Saved entries:

+-------+

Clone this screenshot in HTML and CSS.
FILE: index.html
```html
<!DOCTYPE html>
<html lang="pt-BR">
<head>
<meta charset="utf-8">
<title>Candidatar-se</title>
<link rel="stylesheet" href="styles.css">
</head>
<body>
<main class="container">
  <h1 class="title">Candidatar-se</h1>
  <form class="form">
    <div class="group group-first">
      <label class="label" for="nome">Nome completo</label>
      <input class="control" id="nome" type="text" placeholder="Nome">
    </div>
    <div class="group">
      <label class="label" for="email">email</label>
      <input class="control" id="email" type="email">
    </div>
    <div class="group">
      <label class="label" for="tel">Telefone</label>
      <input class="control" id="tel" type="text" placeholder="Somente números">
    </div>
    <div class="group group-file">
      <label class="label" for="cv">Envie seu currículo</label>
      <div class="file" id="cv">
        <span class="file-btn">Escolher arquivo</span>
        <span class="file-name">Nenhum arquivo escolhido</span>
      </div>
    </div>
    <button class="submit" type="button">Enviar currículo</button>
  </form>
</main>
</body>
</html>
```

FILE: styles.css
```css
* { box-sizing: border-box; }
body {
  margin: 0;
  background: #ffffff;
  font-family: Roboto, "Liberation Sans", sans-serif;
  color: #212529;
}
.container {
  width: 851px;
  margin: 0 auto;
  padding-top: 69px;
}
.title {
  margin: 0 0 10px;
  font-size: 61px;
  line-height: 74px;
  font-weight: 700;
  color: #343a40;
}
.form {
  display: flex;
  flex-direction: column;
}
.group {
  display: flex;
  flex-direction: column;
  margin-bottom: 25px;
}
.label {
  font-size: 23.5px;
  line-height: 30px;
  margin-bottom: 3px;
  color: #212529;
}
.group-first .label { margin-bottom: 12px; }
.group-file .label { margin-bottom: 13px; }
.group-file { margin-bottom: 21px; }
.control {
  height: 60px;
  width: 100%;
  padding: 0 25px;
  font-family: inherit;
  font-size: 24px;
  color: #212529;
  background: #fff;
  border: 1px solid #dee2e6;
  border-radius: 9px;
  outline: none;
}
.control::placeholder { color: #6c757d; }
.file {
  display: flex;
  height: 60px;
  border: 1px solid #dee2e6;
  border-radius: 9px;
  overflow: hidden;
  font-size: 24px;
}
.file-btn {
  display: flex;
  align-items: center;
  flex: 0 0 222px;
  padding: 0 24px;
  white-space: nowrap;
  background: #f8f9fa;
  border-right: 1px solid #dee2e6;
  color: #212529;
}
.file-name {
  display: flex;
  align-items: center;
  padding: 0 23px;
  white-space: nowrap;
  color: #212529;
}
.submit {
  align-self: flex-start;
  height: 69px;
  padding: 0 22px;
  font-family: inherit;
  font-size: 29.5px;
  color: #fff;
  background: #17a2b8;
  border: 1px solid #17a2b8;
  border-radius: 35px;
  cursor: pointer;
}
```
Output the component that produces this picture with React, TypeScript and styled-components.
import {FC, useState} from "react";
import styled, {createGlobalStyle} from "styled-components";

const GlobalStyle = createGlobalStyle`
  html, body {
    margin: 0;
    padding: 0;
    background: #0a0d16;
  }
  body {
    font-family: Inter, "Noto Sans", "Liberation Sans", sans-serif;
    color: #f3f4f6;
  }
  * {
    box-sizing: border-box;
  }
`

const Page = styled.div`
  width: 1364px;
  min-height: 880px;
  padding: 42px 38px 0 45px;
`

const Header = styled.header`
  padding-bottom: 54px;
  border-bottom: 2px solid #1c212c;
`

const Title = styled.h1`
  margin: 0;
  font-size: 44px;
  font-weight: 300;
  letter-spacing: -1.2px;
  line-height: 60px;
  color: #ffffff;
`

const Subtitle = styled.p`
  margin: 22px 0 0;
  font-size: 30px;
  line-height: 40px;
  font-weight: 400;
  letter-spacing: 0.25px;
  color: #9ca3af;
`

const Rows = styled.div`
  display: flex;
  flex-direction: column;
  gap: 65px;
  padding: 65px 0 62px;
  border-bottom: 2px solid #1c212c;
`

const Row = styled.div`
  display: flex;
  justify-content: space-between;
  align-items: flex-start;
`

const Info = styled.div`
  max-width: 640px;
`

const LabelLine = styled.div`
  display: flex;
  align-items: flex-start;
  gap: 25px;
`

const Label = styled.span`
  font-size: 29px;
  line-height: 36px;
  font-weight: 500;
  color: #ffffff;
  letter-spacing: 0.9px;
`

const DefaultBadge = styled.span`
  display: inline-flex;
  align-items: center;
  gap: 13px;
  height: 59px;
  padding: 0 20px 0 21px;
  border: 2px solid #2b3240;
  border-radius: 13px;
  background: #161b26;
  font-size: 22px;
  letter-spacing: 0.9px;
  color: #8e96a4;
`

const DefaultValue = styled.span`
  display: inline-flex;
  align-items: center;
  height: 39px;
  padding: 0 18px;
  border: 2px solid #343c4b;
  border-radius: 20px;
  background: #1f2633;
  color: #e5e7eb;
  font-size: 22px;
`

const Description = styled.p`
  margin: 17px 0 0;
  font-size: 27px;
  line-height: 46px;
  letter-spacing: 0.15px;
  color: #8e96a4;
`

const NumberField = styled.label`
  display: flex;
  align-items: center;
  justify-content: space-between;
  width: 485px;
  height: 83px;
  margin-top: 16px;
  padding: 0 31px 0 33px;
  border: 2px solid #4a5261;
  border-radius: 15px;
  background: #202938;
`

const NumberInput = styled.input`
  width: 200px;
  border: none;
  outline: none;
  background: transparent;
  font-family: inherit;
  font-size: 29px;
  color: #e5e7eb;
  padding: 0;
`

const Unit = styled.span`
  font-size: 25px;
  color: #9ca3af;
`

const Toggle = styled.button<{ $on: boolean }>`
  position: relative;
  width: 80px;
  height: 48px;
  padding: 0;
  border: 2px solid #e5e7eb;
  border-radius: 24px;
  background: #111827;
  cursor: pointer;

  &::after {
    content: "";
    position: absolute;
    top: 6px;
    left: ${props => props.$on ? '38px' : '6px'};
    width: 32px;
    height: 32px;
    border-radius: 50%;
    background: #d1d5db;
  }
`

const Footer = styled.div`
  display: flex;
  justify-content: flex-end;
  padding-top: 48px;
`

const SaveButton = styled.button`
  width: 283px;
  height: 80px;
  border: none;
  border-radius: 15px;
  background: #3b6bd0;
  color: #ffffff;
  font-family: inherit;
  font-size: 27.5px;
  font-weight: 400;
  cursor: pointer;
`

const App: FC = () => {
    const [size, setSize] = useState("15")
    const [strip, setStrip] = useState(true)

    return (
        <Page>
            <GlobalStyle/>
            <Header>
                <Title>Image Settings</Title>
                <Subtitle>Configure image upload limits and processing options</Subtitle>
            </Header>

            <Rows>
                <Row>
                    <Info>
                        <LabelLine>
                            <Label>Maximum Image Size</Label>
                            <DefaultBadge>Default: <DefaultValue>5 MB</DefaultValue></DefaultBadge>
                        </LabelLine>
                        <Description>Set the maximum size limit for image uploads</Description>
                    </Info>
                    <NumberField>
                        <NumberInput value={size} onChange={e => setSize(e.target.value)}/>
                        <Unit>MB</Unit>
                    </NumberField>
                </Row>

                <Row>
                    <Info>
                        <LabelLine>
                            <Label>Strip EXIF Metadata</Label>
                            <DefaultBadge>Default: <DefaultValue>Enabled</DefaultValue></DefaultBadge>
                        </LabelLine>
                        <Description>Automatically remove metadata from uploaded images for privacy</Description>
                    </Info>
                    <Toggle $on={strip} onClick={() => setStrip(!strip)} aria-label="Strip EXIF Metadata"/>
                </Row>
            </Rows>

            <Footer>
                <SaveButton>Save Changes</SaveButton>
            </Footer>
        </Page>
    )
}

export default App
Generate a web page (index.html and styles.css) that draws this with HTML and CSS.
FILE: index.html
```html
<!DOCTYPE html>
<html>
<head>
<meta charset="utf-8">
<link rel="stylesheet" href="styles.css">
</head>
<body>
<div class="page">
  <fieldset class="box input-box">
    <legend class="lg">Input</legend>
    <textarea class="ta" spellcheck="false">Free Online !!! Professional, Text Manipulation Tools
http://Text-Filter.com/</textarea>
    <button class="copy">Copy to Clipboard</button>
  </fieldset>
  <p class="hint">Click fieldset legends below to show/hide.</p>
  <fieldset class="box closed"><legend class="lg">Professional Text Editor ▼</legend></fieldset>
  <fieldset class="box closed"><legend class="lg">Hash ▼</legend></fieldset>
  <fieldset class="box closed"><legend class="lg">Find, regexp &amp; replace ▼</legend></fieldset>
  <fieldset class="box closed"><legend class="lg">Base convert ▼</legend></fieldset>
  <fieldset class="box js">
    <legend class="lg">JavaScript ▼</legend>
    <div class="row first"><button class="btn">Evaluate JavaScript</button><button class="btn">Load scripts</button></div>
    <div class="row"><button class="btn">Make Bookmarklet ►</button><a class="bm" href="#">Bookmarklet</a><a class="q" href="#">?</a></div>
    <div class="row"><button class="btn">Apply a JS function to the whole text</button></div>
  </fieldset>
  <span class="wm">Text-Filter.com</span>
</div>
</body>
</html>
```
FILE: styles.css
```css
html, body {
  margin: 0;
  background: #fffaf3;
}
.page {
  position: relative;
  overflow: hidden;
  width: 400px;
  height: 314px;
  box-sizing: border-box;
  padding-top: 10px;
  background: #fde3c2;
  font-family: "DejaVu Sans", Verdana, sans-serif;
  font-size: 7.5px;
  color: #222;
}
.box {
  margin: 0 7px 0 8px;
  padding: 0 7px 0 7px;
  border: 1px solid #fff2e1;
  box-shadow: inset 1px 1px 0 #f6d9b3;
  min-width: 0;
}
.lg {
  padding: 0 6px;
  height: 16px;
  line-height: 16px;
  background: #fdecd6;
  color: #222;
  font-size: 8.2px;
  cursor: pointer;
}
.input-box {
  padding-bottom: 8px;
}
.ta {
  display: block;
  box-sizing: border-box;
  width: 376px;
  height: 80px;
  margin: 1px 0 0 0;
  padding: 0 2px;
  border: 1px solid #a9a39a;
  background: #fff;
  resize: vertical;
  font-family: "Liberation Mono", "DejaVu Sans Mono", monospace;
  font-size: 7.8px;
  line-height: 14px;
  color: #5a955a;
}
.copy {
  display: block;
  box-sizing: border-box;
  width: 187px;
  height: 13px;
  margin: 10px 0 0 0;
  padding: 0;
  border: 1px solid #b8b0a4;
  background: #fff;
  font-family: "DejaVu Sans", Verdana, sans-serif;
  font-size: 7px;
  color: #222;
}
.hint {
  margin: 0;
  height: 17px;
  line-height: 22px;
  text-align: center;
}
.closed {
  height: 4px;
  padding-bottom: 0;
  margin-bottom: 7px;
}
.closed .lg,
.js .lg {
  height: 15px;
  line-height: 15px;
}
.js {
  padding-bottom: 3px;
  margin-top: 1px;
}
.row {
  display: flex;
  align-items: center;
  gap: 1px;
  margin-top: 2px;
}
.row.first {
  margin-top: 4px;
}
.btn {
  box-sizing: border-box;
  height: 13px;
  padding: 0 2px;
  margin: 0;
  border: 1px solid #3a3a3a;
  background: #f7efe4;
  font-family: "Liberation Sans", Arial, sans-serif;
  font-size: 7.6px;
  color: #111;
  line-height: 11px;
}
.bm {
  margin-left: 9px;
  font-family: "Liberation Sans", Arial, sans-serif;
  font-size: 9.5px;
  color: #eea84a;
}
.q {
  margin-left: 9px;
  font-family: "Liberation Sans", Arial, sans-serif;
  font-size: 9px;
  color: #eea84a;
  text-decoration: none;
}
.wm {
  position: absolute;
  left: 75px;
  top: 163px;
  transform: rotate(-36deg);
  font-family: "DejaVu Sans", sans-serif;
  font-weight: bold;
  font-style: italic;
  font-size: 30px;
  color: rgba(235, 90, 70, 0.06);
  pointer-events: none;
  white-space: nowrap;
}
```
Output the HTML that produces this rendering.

+-------+

## WHAT TO WORK ON:
Of the lines in this listing, report how many contain the string "Output", and give the number only.

## EXERCISE ANSWER:
2